**WHAT THE EXERCISE ASKS**
Transcribe the lines from the start of the data below through the line with "string; value: string", word for word and nothing more.
╭──
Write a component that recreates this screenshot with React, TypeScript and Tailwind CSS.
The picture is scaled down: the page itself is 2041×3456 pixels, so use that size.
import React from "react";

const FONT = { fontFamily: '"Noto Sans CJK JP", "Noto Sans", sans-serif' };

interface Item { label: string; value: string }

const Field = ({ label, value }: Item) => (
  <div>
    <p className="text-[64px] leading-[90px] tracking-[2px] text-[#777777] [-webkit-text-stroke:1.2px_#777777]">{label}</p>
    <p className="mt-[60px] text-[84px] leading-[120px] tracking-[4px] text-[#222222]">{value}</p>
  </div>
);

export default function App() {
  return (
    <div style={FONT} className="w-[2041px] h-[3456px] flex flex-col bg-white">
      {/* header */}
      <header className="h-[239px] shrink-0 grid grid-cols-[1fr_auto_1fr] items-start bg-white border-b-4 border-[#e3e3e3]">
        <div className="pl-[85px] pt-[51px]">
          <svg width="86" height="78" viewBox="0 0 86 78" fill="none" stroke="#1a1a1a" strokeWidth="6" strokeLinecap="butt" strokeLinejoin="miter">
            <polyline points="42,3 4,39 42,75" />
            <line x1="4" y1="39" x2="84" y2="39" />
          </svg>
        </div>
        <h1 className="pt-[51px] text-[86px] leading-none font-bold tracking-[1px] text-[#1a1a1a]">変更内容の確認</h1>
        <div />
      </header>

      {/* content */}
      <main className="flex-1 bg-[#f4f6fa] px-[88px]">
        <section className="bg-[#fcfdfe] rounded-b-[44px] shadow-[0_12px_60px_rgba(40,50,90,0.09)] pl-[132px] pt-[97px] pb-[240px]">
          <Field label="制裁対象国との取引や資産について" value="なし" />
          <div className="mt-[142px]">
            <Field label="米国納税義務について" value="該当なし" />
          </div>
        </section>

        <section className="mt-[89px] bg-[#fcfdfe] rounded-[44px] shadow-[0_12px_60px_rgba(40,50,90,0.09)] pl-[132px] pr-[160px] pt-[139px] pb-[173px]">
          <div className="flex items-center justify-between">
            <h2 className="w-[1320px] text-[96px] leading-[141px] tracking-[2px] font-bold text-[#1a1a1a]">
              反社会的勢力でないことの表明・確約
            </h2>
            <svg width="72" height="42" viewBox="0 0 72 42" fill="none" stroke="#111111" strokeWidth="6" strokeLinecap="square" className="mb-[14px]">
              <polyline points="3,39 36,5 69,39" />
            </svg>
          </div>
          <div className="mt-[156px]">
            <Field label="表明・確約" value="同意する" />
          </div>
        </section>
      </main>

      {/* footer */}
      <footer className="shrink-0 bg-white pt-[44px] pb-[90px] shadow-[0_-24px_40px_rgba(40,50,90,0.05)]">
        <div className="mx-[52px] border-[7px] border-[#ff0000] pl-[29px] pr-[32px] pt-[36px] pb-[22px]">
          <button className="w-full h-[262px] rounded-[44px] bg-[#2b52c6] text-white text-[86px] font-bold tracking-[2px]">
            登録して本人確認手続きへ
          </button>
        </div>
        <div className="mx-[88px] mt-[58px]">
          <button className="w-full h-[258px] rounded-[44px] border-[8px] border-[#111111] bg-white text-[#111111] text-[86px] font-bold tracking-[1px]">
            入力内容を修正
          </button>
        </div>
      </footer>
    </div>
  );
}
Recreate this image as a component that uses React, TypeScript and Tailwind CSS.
╰──
**FULL SOLUTION**
Write a component that recreates this screenshot with React, TypeScript and Tailwind CSS.
The picture is scaled down: the page itself is 2041×3456 pixels, so use that size.
import React from "react";

const FONT = { fontFamily: '"Noto Sans CJK JP", "Noto Sans", sans-serif' };

interface Item { label: string; value: string }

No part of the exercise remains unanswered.